The government initiated a short-lived pilot programme on car financing among State-owned banks in 1996. However, the plan did not survive.

When the government again authorized banks to issue vehicle loans in 1998, the business took off, experiencing sustained healthy growth ever since.

Chen's division provides 30 per cent of the 2.3 billion yuan (US$277 million) car loans in Shanghai. The business has surged from some 60 million yuan (US$7.2 million) in 1999 to 500 million yuan (US$60) last year.

In the beginning, most of customers were proprietors of private enterprises, who bought cars not only for personal use, but also for business. "As businessmen, they were knowledgeable about lending practices," Chen said.

Now he sees more white collar workers on his customers list, as well as celebrities and even new graduates.

The vast majority of Chinese vehicle purchases are cash transactions, with about 5 per cent financed through loans.

General Motors chairman, John F. Smith Jr, said merely one out of every 100 Chinese owns a car, and only 10 to 15 per cent of the private car owners in China bought their cars using credit, when he attended the APEC-CEO summit last October in Shanghai, home to both Shanghai GM - the largest Sino-US joint venture and GM's China financial services division.

This indicates a huge potential in both the car market and the financial service sector.

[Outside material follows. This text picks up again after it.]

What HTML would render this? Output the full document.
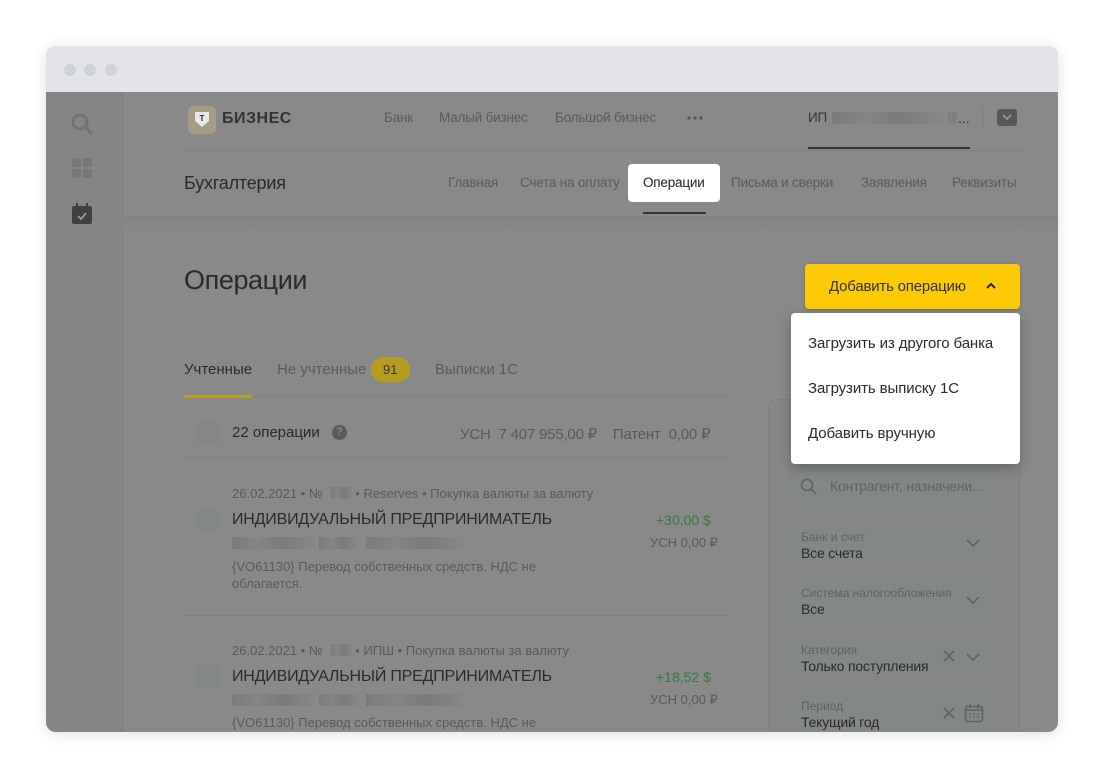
<!DOCTYPE html><html><head><meta charset="utf-8"><style>
*{box-sizing:border-box;margin:0;padding:0}
body{width:1104px;height:779px;background:#fff;font-family:"Liberation Sans",sans-serif;position:relative;overflow:hidden;color:#2e2e2e}
.a{position:absolute;white-space:nowrap}
.win{position:absolute;left:46px;top:46px;width:1012px;height:686px;border-radius:10px;overflow:hidden;box-shadow:0 2px 14px rgba(0,0,0,.12);background:#898989}
.bar{position:absolute;left:0;top:0;width:1012px;height:46px;background:#e2e4e8}
.dot{position:absolute;top:18px;width:12px;height:12px;border-radius:6px;background:#cfd2d8}
.g{color:#5a5a5a}
.n{font-size:13.5px;letter-spacing:-.2px}
.pix{position:absolute;height:12px;background:linear-gradient(90deg,#7b7b7b,#858585 30%,#7a7a7a 60%,#888)}
.fld{position:absolute;left:742px;width:210px;height:45px;border-radius:5px;background:#838787}
.lb{position:absolute;left:13px;top:8px;font-size:12px;color:#5f6262}
.vl{position:absolute;left:13px;top:23px;font-size:14px;color:#2a2a2a;letter-spacing:-.2px}
.chk{position:absolute;width:24px;height:24px;border-radius:4px;background:#838787}
</style></head><body>
<div class="win">
<div class="bar"><div class="dot" style="left:18px"></div><div class="dot" style="left:38px"></div><div class="dot" style="left:59px"></div></div>
<div class="a" style="left:0;top:46px;width:77px;height:640px;background:#858585;border-right:1px solid #808080"></div>
<svg class="a" style="left:24px;top:66px" width="24" height="24" viewBox="0 0 24 24"><circle cx="10" cy="10" r="7" fill="none" stroke="#727272" stroke-width="3"/><path d="M15 15l6 6" stroke="#727272" stroke-width="3.5" stroke-linecap="round"/></svg>
<svg class="a" style="left:26px;top:112px" width="20" height="20"><rect x="0" y="0" width="9" height="9" rx="2" fill="#777"/><rect x="11" y="0" width="9" height="9" rx="2" fill="#777"/><rect x="0" y="11" width="9" height="9" rx="2" fill="#777"/><rect x="11" y="11" width="9" height="9" rx="2" fill="#777"/></svg>
<svg class="a" style="left:26px;top:157px" width="20" height="22"><rect x="0" y="3" width="20" height="18" rx="2" fill="#404040"/><rect x="4" y="0" width="2" height="5" fill="#404040"/><rect x="14" y="0" width="2" height="5" fill="#404040"/><path d="M6 13l3 3 5-6" stroke="#999" stroke-width="1.8" fill="none"/></svg>
<div class="a" style="left:142px;top:60px;width:28px;height:28px;border-radius:5px;background:#a59b86"></div>
<svg class="a" style="left:149px;top:66px" width="14" height="16"><path d="M0 0h14v9l-7 6-7-6z" fill="#e8e8e8"/><text x="7" y="9" font-size="8" font-weight="bold" text-anchor="middle" fill="#222" font-family="Liberation Sans">T</text></svg>
<div class="a" style="left:176px;top:64px;font-size:16px;font-weight:bold;color:#333;letter-spacing:.5px">БИЗНЕС</div>
<div class="a g n" style="left:338px;top:64px">Банк</div>
<div class="a g n" style="left:393px;top:64px">Малый бизнес</div>
<div class="a g n" style="left:509px;top:64px">Большой бизнес</div>
<svg class="a" style="left:640px;top:69px" width="18" height="6"><circle cx="3" cy="3" r="1.6" fill="#555"/><circle cx="9" cy="3" r="1.6" fill="#555"/><circle cx="15" cy="3" r="1.6" fill="#555"/></svg>
<div class="a n" style="left:762px;top:64px;color:#333">ИП</div>
<div class="pix" style="left:786px;top:66px;width:112px"></div><div class="pix" style="left:902px;top:66px;width:10px"></div>
<div class="a" style="left:912px;top:64px;font-size:14px;color:#333">...</div>
<div class="a" style="left:762px;top:101px;width:162px;height:2px;background:#333"></div>
<div class="a" style="left:936px;top:60px;width:1px;height:24px;background:#7d7d7d"></div>
<div class="a" style="left:951px;top:63px;width:20px;height:17px;border-radius:3px;background:#585858"></div>
<svg class="a" style="left:955px;top:66px" width="12" height="10"><path d="M2 3l4 4 4-4" stroke="#999" stroke-width="1.6" fill="none"/></svg>
<div class="a" style="left:138px;top:104px;width:838px;height:1px;background:#808080"></div>
<div class="a" style="left:138px;top:127px;font-size:18px;color:#2a2a2a;letter-spacing:-.2px">Бухгалтерия</div>
<div class="a g n" style="left:402px;top:129px">Главная</div>
<div class="a g n" style="left:474px;top:129px">Счета на оплату</div>
<div class="a" style="left:582px;top:118px;width:92px;height:38px;border-radius:4px;background:#fff"></div>
<div class="a n" style="left:597px;top:129px;color:#222">Операции</div>
<div class="a" style="left:597px;top:166px;width:63px;height:2px;background:#333"></div>
<div class="a g n" style="left:685px;top:129px">Письма и сверки</div>
<div class="a g n" style="left:815px;top:129px">Заявления</div>
<div class="a g n" style="left:906px;top:129px">Реквизиты</div>
<div class="a" style="left:78px;top:170px;width:934px;height:14px;background:linear-gradient(#828282,#898989)"></div>
<div class="a" style="left:138px;top:219px;font-size:27px;color:#2a2a2a;letter-spacing:-.4px">Операции</div>
<div class="a" style="left:759px;top:218px;width:215px;height:45px;border-radius:4px;background:#fdcb06;box-shadow:0 1px 3px rgba(0,0,0,.2)"></div>
<div class="a" style="left:783px;top:232px;font-size:15px;color:#333;letter-spacing:-.2px">Добавить операцию</div>
<svg class="a" style="left:939px;top:235px" width="12" height="10"><path d="M2 7l4-4 4 4" stroke="#222" stroke-width="2" fill="none"/></svg>
<div class="a" style="left:138px;top:315px;font-size:15px;color:#2a2a2a">Учтенные</div>
<div class="a g" style="left:231px;top:315px;font-size:15px">Не учтенные</div>
<div class="a" style="left:325px;top:311px;width:39px;height:25px;border-radius:12px;background:#b89c20"></div>
<div class="a" style="left:337px;top:316px;font-size:13px;color:#333">91</div>
<div class="a g" style="left:389px;top:315px;font-size:15px">Выписки 1С</div>
<div class="a" style="left:138px;top:350px;width:544px;height:1px;background:#808080"></div>
<div class="a" style="left:138px;top:349px;width:68px;height:3px;background:#b89c20"></div>
<div class="chk" style="left:150px;top:375px"></div>
<div class="a" style="left:186px;top:378px;font-size:15px;color:#2a2a2a">22 операции</div>
<div class="a" style="left:286px;top:379px;width:15px;height:15px;border-radius:8px;background:#5a5a5a;color:#888;font-size:11px;font-weight:bold;text-align:center;line-height:15px">?</div>
<div class="a g" style="left:414px;top:379px;font-size:15px;letter-spacing:-.2px">УСН&nbsp; 7 407 955,00 ₽&nbsp;&nbsp;&nbsp; Патент&nbsp; 0,00 ₽</div>
<div class="a" style="left:138px;top:411px;width:544px;height:1px;background:#808080"></div>
<div class="a g" style="left:186px;top:440px;font-size:13px">26.02.2021 • №&nbsp;&nbsp;&nbsp;&nbsp;&nbsp;&nbsp;&nbsp;&nbsp; • Reserves • Покупка валюты за валюту</div>
<div class="pix" style="left:285px;top:441px;width:22px"></div>
<div class="chk" style="left:150px;top:462px"></div>
<div class="a" style="left:186px;top:465px;font-size:16px;color:#2a2a2a;letter-spacing:-.2px">ИНДИВИДУАЛЬНЫЙ ПРЕДПРИНИМАТЕЛЬ</div>
<div class="a" style="left:610px;top:466px;font-size:14px;color:#367a3e">+30,00 $</div>
<div class="a g" style="left:604px;top:489px;font-size:13px">УСН 0,00 ₽</div>
<div class="pix" style="left:186px;top:491px;width:84px"></div><div class="pix" style="left:273px;top:491px;width:40px"></div><div class="pix" style="left:320px;top:491px;width:100px"></div>
<div class="a g" style="left:186px;top:512px;font-size:13px;line-height:17px;white-space:normal;width:330px">{VO61130} Перевод собственных средств. НДС не облагается.</div>
<div class="a" style="left:138px;top:569px;width:544px;height:1px;background:#808080"></div>
<div class="a g" style="left:186px;top:597px;font-size:13px">26.02.2021 • №&nbsp;&nbsp;&nbsp;&nbsp;&nbsp;&nbsp;&nbsp;&nbsp; • ИПШ • Покупка валюты за валюту</div>
<div class="pix" style="left:285px;top:598px;width:22px"></div>
<div class="chk" style="left:150px;top:619px"></div>
<div class="a" style="left:186px;top:622px;font-size:16px;color:#2a2a2a;letter-spacing:-.2px">ИНДИВИДУАЛЬНЫЙ ПРЕДПРИНИМАТЕЛЬ</div>
<div class="a" style="left:610px;top:623px;font-size:14px;color:#367a3e">+18,52 $</div>
<div class="a g" style="left:604px;top:646px;font-size:13px">УСН 0,00 ₽</div>
<div class="pix" style="left:186px;top:648px;width:84px"></div><div class="pix" style="left:273px;top:648px;width:40px"></div><div class="pix" style="left:320px;top:648px;width:100px"></div>
<div class="a g" style="left:186px;top:669px;font-size:13px">{VO61130} Перевод собственных средств. НДС не</div>
<div class="a" style="left:722px;top:353px;width:252px;height:340px;border:1px solid #808080;border-radius:8px;background:#878787"></div>
<div class="fld" style="left:742px;top:418px"></div>
<svg class="a" style="left:754px;top:432px" width="18" height="18"><circle cx="7" cy="7" r="5.5" fill="none" stroke="#5f6262" stroke-width="1.6"/><path d="M11 11l5 5" stroke="#5f6262" stroke-width="1.6"/></svg>
<div class="a" style="left:784px;top:432px;font-size:14px;color:#5f6262;letter-spacing:-.2px">Контрагент, назначени...</div>
<div class="fld" style="top:476px"><div class="lb">Банк и счет</div><div class="vl">Все счета</div></div>
<div class="fld" style="top:532px"><div class="lb">Система налогообложения</div><div class="vl">Все</div></div>
<div class="fld" style="top:589px"><div class="lb">Категория</div><div class="vl">Только поступления</div></div>
<div class="fld" style="top:645px"><div class="lb">Период</div><div class="vl">Текущий год</div></div>
<svg class="a" style="left:920px;top:492px" width="14" height="10"><path d="M1 2l6 6 6-6" stroke="#5f6262" stroke-width="1.6" fill="none"/></svg>
<svg class="a" style="left:920px;top:549px" width="14" height="10"><path d="M1 2l6 6 6-6" stroke="#5f6262" stroke-width="1.6" fill="none"/></svg>
<svg class="a" style="left:920px;top:606px" width="14" height="10"><path d="M1 2l6 6 6-6" stroke="#5f6262" stroke-width="1.6" fill="none"/></svg>
<svg class="a" style="left:897px;top:604px" width="12" height="12"><path d="M1 1l10 10M11 1L1 11" stroke="#5f6262" stroke-width="1.6"/></svg>
<svg class="a" style="left:897px;top:661px" width="12" height="12"><path d="M1 1l10 10M11 1L1 11" stroke="#5f6262" stroke-width="1.6"/></svg>
<svg class="a" style="left:918px;top:657px" width="20" height="20"><rect x="1.5" y="3.5" width="17" height="15" rx="2" fill="none" stroke="#5f6262" stroke-width="1.6"/><path d="M2 7h16M6 1v4M14 1v4" stroke="#5f6262" stroke-width="1.6"/><path d="M5 11h2M9 11h2M13 11h2M5 14h2M9 14h2M13 14h2" stroke="#5f6262" stroke-width="1.3"/></svg>
<div class="a" style="left:745px;top:267px;width:229px;height:151px;background:#fff;border-radius:4px;box-shadow:0 4px 12px rgba(0,0,0,.25)"></div>
<div class="a" style="left:762px;top:289px;font-size:15px;color:#2a2a2a;letter-spacing:-.1px">Загрузить из другого банка</div>
<div class="a" style="left:762px;top:334px;font-size:15px;color:#2a2a2a;letter-spacing:-.1px">Загрузить выписку 1С</div>
<div class="a" style="left:762px;top:379px;font-size:15px;color:#2a2a2a;letter-spacing:-.1px">Добавить вручную</div>
</div>
</body></html>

"Every bank sees this as a new opportunity. Competition is becoming very strong," Chen said.

Banks have been advertising speedy loan approvals and simple application procedures.

As for many foreign auto heavyweights, who already have a manufacturing base in China, lending is more than a push to increase sales, but part of the game they intend to play here.

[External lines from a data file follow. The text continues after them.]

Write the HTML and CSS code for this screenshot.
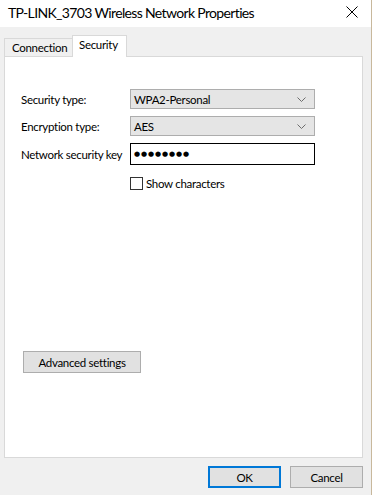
FILE: index.html
```html
<!DOCTYPE html>
<html>
<head>
<meta charset="utf-8">
<link rel="stylesheet" href="styles.css">
</head>
<body>
<div class="window">
  <div class="titlebar">
    <span class="title">TP-LINK_3703 Wireless Network Properties</span>
    <svg class="close" width="12" height="12" viewBox="0 0 12 12"><path d="M0.5 0.5 L11.5 11.5 M11.5 0.5 L0.5 11.5" stroke="#000" stroke-width="1" fill="none"/></svg>
  </div>
  <div class="body">
    <div class="tabs">
      <div class="tab">Connection</div>
      <div class="tab active">Security</div>
    </div>
    <div class="panel">
      <div class="form">
        <label class="label">Security type:</label>
        <div class="select"><span>WPA2-Personal</span><svg class="chev" width="9" height="5" viewBox="0 0 9 5"><path d="M0.5 0.5 L4.5 4.5 L8.5 0.5" stroke="#6d6d6d" fill="none"/></svg></div>
        <label class="label">Encryption type:</label>
        <div class="select"><span>AES</span><svg class="chev" width="9" height="5" viewBox="0 0 9 5"><path d="M0.5 0.5 L4.5 4.5 L8.5 0.5" stroke="#6d6d6d" fill="none"/></svg></div>
        <label class="label">Network security key</label>
        <div class="input"><span class="dots">●●●●●●●●</span></div>
        <div></div>
        <div class="check"><span class="box"></span><span>Show characters</span></div>
      </div>
      <div class="spacer"></div>
      <button class="btn adv">Advanced settings</button>
    </div>
    <div class="footer">
      <button class="btn ok">OK</button>
      <button class="btn">Cancel</button>
    </div>
  </div>
</div>
</body>
</html>
```
FILE: styles.css
```css
* { box-sizing: border-box; }
html, body { margin: 0; padding: 0; }
body {
  width: 372px;
  height: 495px;
  font-family: "Lato", "Open Sans", sans-serif;
  font-size: 11.5px;
  letter-spacing: -0.3px;
  color: #000;
  background: #f0f0f0;
  overflow: hidden;
}
.window {
  width: 372px;
  height: 495px;
  display: flex;
  flex-direction: column;
  border-right: 1px solid #c8b89c;
}
.titlebar {
  height: 27px;
  background: #fff;
  display: flex;
  align-items: center;
  padding: 0 0 3px 8px;
}
.title {
  font-size: 14px;
  letter-spacing: -0.65px;
  flex: 1;
  white-space: nowrap;
}
.close { margin-right: 13px; }
.body {
  flex: 1;
  display: flex;
  flex-direction: column;
  padding: 8px 8px 0 4px;
}
.tabs {
  display: flex;
  align-items: flex-end;
  height: 21px;
  margin-left: -2px;
  position: relative;
  z-index: 1;
}
.tab {
  height: 18px;
  padding: 0 0 0 7px;
  border: 1px solid #d9d9d9;
  border-bottom: none;
  background: #f0f0f0;
  line-height: 18px;
  margin-left: 2px;
  width: 69px;
}
.tab.active {
  margin-left: -1px;
  height: 22px;
  background: #fff;
  padding: 0 0 0 6px;
  line-height: 18px;
  margin-bottom: -1px;
  width: 55px;
}
.panel {
  height: 402px;
  background: #fff;
  border: 1px solid #d9d9d9;
  padding: 32px 0 0 16px;
  display: flex;
  flex-direction: column;
}
.form {
  display: grid;
  grid-template-columns: 109px 185px;
  row-gap: 7px;
  align-items: center;
}
.label { white-space: nowrap; }
.select {
  height: 20px;
  background: #e5e5e5;
  border: 1px solid #adadad;
  display: flex;
  align-items: center;
  padding: 0 8px 0 3px;
}
.select span { flex: 1; }
.input {
  height: 22px;
  border: 1px solid #000;
  background: #fff;
  display: flex;
  align-items: center;
  padding-left: 3px;
}
.dots {
  font-family: "DejaVu Sans", sans-serif;
  font-size: 7px;
  letter-spacing: 0.9px;
}
.check {
  display: flex;
  align-items: center;
  margin-top: 4px;
  height: 14px;
}
.box {
  width: 13px;
  height: 13px;
  border: 1px solid #333;
  background: #fff;
  margin-right: 3px;
}
.spacer { height: 161px; }
.btn {
  font-family: "Lato", "Open Sans", sans-serif;
  font-size: 11.5px;
  letter-spacing: -0.3px;
  color: #000;
  background: #e1e1e1;
  border: 1px solid #adadad;
  height: 22px;
  padding: 0;
  margin: 0;
}
.adv {
  width: 118px;
  margin-left: 2px;
}
.footer {
  display: flex;
  justify-content: flex-end;
  gap: 9px;
  padding: 8px 0 0 0;
}
.footer .btn { width: 73px; }
.ok {
  border: 2px solid #0078d7;
}
```
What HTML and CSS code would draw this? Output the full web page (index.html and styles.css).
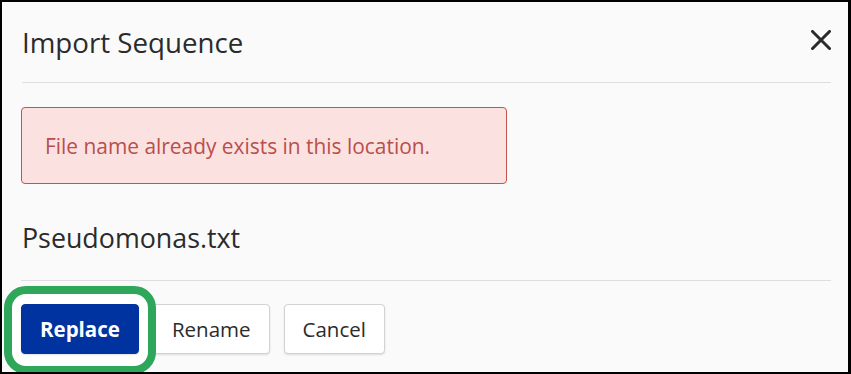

GM, Ford Motor Co and Volkswagen AG are taking steps to establish automotive financing units in China, and hope eventually to move into the car financing arena.

General Motors will set up a joint venture in China to provide auto financing services as soon as the government removes regulatory hurdles.

People's Bank of China, the country's central bank, has been hammering out rules to allow auto-financing ventures to be set up under the guidelines governing the country's entry into the World Trade Organization.